Outcome founders Rishi Shah and Shradha Agarwal at a Tales From The Trenches event in Chicago.

A high-flying Chicago-based Indian American startup has been accused of misleading pharmaceutical clients by exaggerating the reach and effectiveness of their ads.

The Wall Street Journal reported that Outcome Health, which delivers pharmaceutical advertising to patients on tablets and screens placed in physician’s offices, “misled pharmaceutical companies by charging them for ad placements on more video screens than the startup had installed.”

The newspaper wrote: “Some Outcome employees also provided inflated data to measure how well ads performed, created documents that inaccurately verified that ads ran on certain doctors’ screens and manipulated third-party analyses showing the effectiveness of the ads.”

The company has placed three employees, including its chief growth officer Ashik Desai, on paid leave while it conducts an internal investigation.

A New York law firm, Harwood Feffer LLP, has announced that it is exploring potential class action claims against the company for misleading advertisers.

Outcome Health, one of Chicago’s most celebrated startups, morphed out of ContextMedia, founded in 2006 by Northwestern University students Rishi Shah and Shradha Agarwal. In May of this year, the company raised $500 million, based on a valuation of $5 billion, from Goldman Sachs and Google’s parent Alphabet. Shah owns 80 percent of the company, valuing his stake at $3.6 billion, making him the richest Indian in America, according to the Forbes 400 list released this week.
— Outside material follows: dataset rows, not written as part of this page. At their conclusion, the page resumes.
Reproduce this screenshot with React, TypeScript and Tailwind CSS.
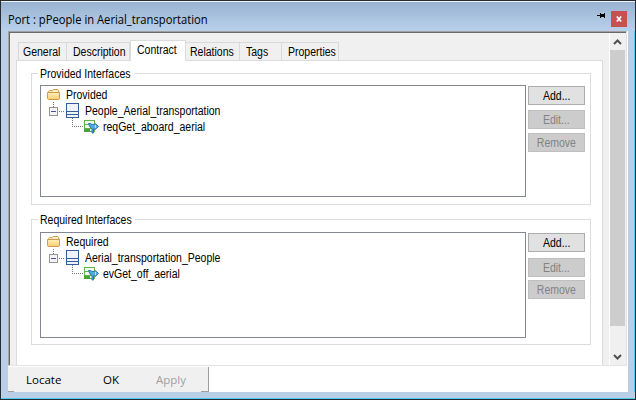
import React from "react";

const ui = "font-['Liberation_Sans',Arial,sans-serif] text-[12px] leading-[14px] whitespace-pre";
const segoe = "font-['Open_Sans','Noto_Sans',sans-serif] leading-[16px] whitespace-pre";

function Narrow({ children, center }: { children: React.ReactNode; center?: boolean }) {
  return <span className={`inline-block scale-x-[0.875] ${center ? "origin-center" : "origin-left"}`}>{children}</span>;
}

function FolderIcon() {
  return (
    <svg width="14" height="12" viewBox="0 0 14 12" className="shrink-0">
      <defs>
        <linearGradient id="folder" x1="0" y1="0" x2="0" y2="1">
          <stop offset="0" stopColor="#fff0b9" />
          <stop offset="1" stopColor="#fbcc72" />
        </linearGradient>
      </defs>
      <path d="M1.5 9.5v-7l.8-.8h3l1-1.2h4.4l1 1.4v1l.8.8v5.8z" fill="#fff1c4" stroke="#cb9a4a" />
      <path d="M.5 3.5h12v6.2l-.8.8H1.3l-.8-.8z" fill="url(#folder)" stroke="#cb9a4a" />
    </svg>
  );
}

function TreeLines() {
  return (
    <svg width="54" height="39" viewBox="0 3 54 39" className="shrink-0" shapeRendering="crispEdges">
      <path d="M5.5 3v5M11 12.5h6M24.5 19v9M24 27.5h11" stroke="#777" strokeDasharray="1 1" />
      <rect x="1.5" y="8.5" width="8" height="8" fill="#f4f4f4" stroke="#949494" />
      <path d="M3 12.5h5" stroke="#4054a0" />
      <rect x="18.5" y="4.5" width="12" height="14" fill="#eef4fc" stroke="#345c98" />
      <path d="M19 12.5h11M19 15.5h11" stroke="#345c98" />
      <rect x="36.5" y="21.5" width="10" height="11" fill="#f2faed" stroke="#62b04a" />
      <path d="M37 25.5h9M37 29.5h9" stroke="#62b04a" />
      <rect x="36" y="30" width="6" height="3" fill="#4da235" />
      <g shapeRendering="geometricPrecision">
        <path d="M40.5 24.5h2.2l1 .9h2.6l1-.9 3.2 3-3.2 3-1-.8h-.8v4.3h-1.5v-4.3l-2-1.7z" fill="#52a9e0" stroke="#2a78b4" />
        <path d="M47.5 26.2v2.6" stroke="#c7e8fb" />
      </g>
    </svg>
  );
}

function Tree({ root, node, leaf }: { root: string; node: string; leaf: string }) {
  return (
    <>
      <div className="flex h-[16px] items-center gap-[5px] pl-[6px] pt-[2px]">
        <FolderIcon />
        <span className={ui}><Narrow>{root}</Narrow></span>
      </div>
      <div className="flex pl-[7px]">
        <TreeLines />
        <div className="-ml-[17px] pt-[1px]">
          <div className={`h-[16px] ${ui} leading-[16px]!`}><Narrow>{node}</Narrow></div>
          <div className={`h-[16px] pl-[18px] ${ui} leading-[16px]!`}><Narrow>{leaf}</Narrow></div>
        </div>
      </div>
    </>
  );
}

function Btn({ label, off }: { label: string; off?: boolean }) {
  return (
    <button className={`block h-[19px] w-[57px] border text-center ${ui} leading-[18px]! ${off ? "border-[#bfbfbf] bg-[#ccc] text-[#838383]" : "border-[#adadad] bg-[#e1e1e1] text-black"}`}>
      <Narrow center>{label}</Narrow>
    </button>
  );
}

type GroupProps = { title: string; height: string; list: string; top: string; gap: string; lastGap: string; tree: React.ReactNode };

function Group({ title, height, list, top, gap, lastGap, tree }: GroupProps) {
  return (
    <fieldset className={`relative w-[560px] border border-[#dcdcdc] ${height}`}>
      <span className="absolute -top-px left-[6px] h-px w-[97px] bg-white" />
      <span className={`absolute -top-[7px] left-[8px] ${ui}`}><Narrow>{title}</Narrow></span>
      <div className={`flex pl-[8px] ${top}`}>
        <div className={`w-[486px] border border-[#828790] bg-white ${list}`}>{tree}</div>
        <div className="ml-[2px] pt-[1px]">
          <Btn label="Add..." />
          <div className={gap}><Btn label="Edit..." off /></div>
          <div className={lastGap}><Btn label="Remove" off /></div>
        </div>
      </div>
    </fieldset>
  );
}

function Tab({ label, width, pad, active }: { label: string; width: string; pad: string; active?: boolean }) {
  return active ? (
    <div className={`relative z-10 -mb-px h-[21px] border border-b-0 border-[#dcdcdc] bg-white pt-[2px] ${ui} ${width} ${pad}`}><Narrow>{label}</Narrow></div>
  ) : (
    <div className={`h-[18px] border border-b-0 border-l-0 border-[#d9d9d9] bg-[#f0f0f0] pt-[2px] ${ui} ${width} ${pad}`}><Narrow>{label}</Narrow></div>
  );
}

export default function App() {
  return (
    <div className="flex h-[400px] w-[636px] flex-col overflow-hidden border border-[#282b32] bg-[#b9cfe8] text-black">
      <div className="h-px shrink-0 bg-[#edf5fc]" />
      <header className="flex h-[29px] shrink-0 bg-linear-to-b from-[#98b3d1] to-[#b9d0eb]">
        <span className={`w-[260px] pl-[7px] pt-[10px] text-[12.5px] ${segoe}`}>
          <span className="inline-block origin-left scale-x-[0.897]">Port : pPeople in Aerial_transportation</span>
        </span>
        <svg width="8" height="5" viewBox="0 0 8 5" className="ml-auto mt-[11px]" shapeRendering="crispEdges">
          <path d="M0 2h3V0h1v1h3V0h1v5H7V4H4v1H3V3H0z" />
        </svg>
        <div className="ml-[6px] mr-[8px] mt-[9px] grid h-[16px] w-[16px] place-items-center bg-[#c75050]">
          <svg width="6" height="6" viewBox="0 0 6 6"><path d="M.8.5l4.4 5M5.2.5l-4.4 5" stroke="white" strokeWidth="1.7" /></svg>
        </div>
      </header>
      <div className="flex min-h-0 flex-1">
        <div className="w-[7px] bg-[#b9cfe8]" />
        <div className="flex w-[620px] flex-col bg-white">
          <main className="flex h-[335px] w-[619px] shrink-0 border border-[#a0a0a0] border-b-[#e3e3e3] border-r-[#e3e3e3] bg-[#f0f0f0]">
            <div className="flex min-w-0 flex-1 border-l border-t border-[#696969]">
              <div className="w-[593px] shrink-0 pl-[6px]">
                <div className="flex h-[27px] items-end pl-[2px]">
                  <Tab label="General" width="w-[49px] border-l!" pad="pl-[4px]" />
                  <Tab label="Description" width="w-[63px]" pad="pl-[6px]" />
                  <Tab label="Contract" width="w-[56px]" pad="pl-[6px]" active />
                  <Tab label="Relations" width="w-[54px]" pad="pl-[4px]" />
                  <Tab label="Tags" width="w-[42px]" pad="pl-[6px]" />
                  <Tab label="Properties" width="w-[57px]" pad="pl-[6px]" />
                </div>
                <div className="h-[305px] w-[587px] border border-b-0 border-[#dcdcdc] bg-white pl-[14px] pt-[12px]">
                  <Group title="Provided Interfaces" height="h-[132px]" list="h-[112px]" top="pt-[11px]" gap="pt-[5px]" lastGap="pt-[4px]" tree={<Tree root="Provided" node="People_Aerial_transportation" leaf="reqGet_aboard_aerial" />} />
                  <div className="h-[14px]" />
                  <Group title="Required Interfaces" height="h-[126px]" list="h-[106px]" top="pt-[12px]" gap="pt-[6px]" lastGap="pt-[3px]" tree={<Tree root="Required" node="Aerial_transportation_People" leaf="evGet_off_aerial" />} />
                </div>
              </div>
              <div className="ml-[6px] flex w-[16px] flex-col items-center border-l border-white">
                <div className="grid h-[17px] place-items-center"><svg width="9" height="6" viewBox="0 0 9 6"><path d="M1 5l3.5-3.5L8 5" fill="none" stroke="#505050" strokeWidth="2" /></svg></div>
                <div className="h-[276px] w-[15px] bg-[#cdcdcd]" />
                <div className="grid flex-1 place-items-center pt-[22px]"><svg width="9" height="6" viewBox="0 0 9 6"><path d="M1 1l3.5 3.5L8 1" fill="none" stroke="#505050" strokeWidth="2" /></svg></div>
              </div>
            </div>
          </main>
          <footer className={`relative mt-px flex h-[25px] w-[201px] shrink-0 items-center border-r border-[#a0a0a0] bg-[#f0f0f0] text-[11.5px] ${segoe}`}>
            <span className="w-[77px] pl-[18px]">Locate</span>
            <span className="w-[53px] pl-[18px]">OK</span>
            <span className="pl-[18px] text-[#a0a0a0]">Apply</span>
            <span className="absolute bottom-0 left-0 h-px w-[6px] bg-[#a0a0a0]" />
            <span className="absolute bottom-0 right-0 h-px w-[7px] bg-[#a0a0a0]" />
          </footer>
        </div>
        <div className="ml-auto w-px bg-[#4bd0f3]" />
      </div>
      <div className="h-[6px] shrink-0 bg-[#b9cfe8]" />
      <div className="h-px shrink-0 bg-[#4bd0f3]" />
    </div>
  );
}
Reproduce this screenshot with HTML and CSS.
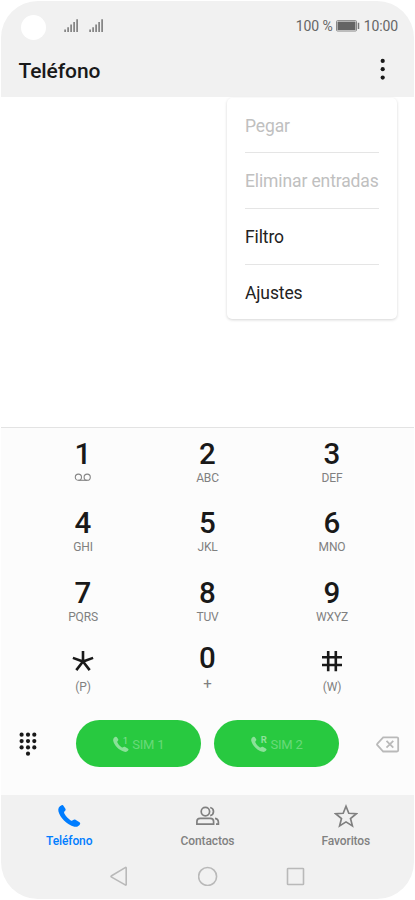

Outcome Health reported sales of $130 million in 2016.

Outcome’s professed mission is to “activate the best health outcome possible for every person in the world” and provide “actionable health intelligence at the moment of care.” It claims to service 585 million patients and 230,000 health care professionals annually at 145,000 locations in its network.

The company has distributed free tablets and screens, which run educational content, to physician offices. It makes money by running ads from pharmaceutical companies — replacing posters, flyers and closed-circuit TV, the traditional marketing vehicles for the industry.

The Wall Street Journal reported that some company employees exaggerated the number of screens, sometimes by almost double, pumped up survey results and tampered with third party reports on ad effectiveness.

According to the Journal: “Some advertisers required Outcome to provide affidavits with screenshots showing their ads had run in doctors’ offices. Outcome employees sometimes grabbed a screenshot of an ad from their own computers, edited it to add a timestamp and doctor identification number to make them appear genuine….”

The company has reportedly agreed to compensate the overcharged companies with tens of millions of dollars of free replacement advertising and refunds.

In a statement to the newspaper, Shah attributed the problems to “growing pains as we scaled from 4,000 to 40,000 doctors’ offices.”

In an open letter to customers posted on its website, following publication of the Journal story, Shah wrote: “Outcome Health is committed to and has always expected all of our employees to operate with the highest ethical standards and in accordance with our values. Customer success is our number one priority. We appreciate the hard work of our dedicated employees, and want to reiterate that adherence to our policies is not optional — anyone who violates them will be held accountable.”

Three weeks ago, the company was criticized for laying off 76 employees on the same week as it announced plans, at an event headlined by Chicago Mayor Rahm Emanuel, to add 2,000 jobs and move into a new 400,000 square foot headquarters in downtown Chicago.